Arts teach children reading, writing, arithmetic
Posted November 1, 2009
Updated June 4, 2013
TUSCON, ARIZ. — Project Education: Edutopia, a partnership between WRAL-TV and the George Lucas Educational Foundation, has uncovered an elementary school where an arts-based curriculum is raising test scores.
Corbett Elementary School in Tuscon, Ariz., has adopted the OMA, or Opening Minds through the Arts, program. Teachers use the arts to enhance instruction in math, reading, writing, science and social studies.
"Opening Minds through the Arts is an academic program that infuses the arts," Corbett Elementary Principal Joyce Dillon said. "Because we align it with the state standards, it gives another way for the brain to connect to what children are learning."
OMA is based on neurological research that shows that primary grades are a critical time for students' brain development and for laying the foundation for children to do more complex learning in later grades.
At Corbett, classical music helps kindergartners learn to listen, and first-graders practice writing about operas that professional singers volunteer to perform for them. Dance teaches second-graders about geometry, and playing the violin teaches four-graders lessons about science.

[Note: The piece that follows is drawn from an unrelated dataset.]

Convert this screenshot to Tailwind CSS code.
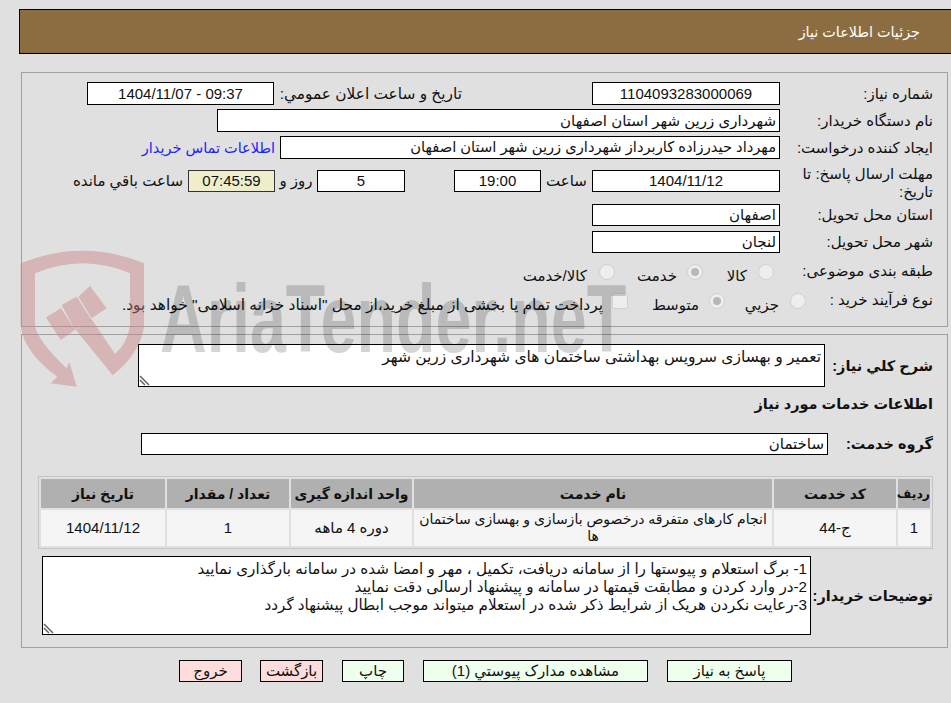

"Usually when you learn, you read it about it out of the textbooks. But when you act out stuff and talk about stuff, it really helps you learn better," student Cheyenne said.
The success of OMA has been so dramatic that even as school spending is being cut, the OMA program is being expanded. Teachers are clamoring to get the curriculum in their classrooms.
"I see children laughing, enjoying their learning," Dillon said. "No matter what their cultural background, they can connect with the OMA program and improve their academics, which is a very exciting thing."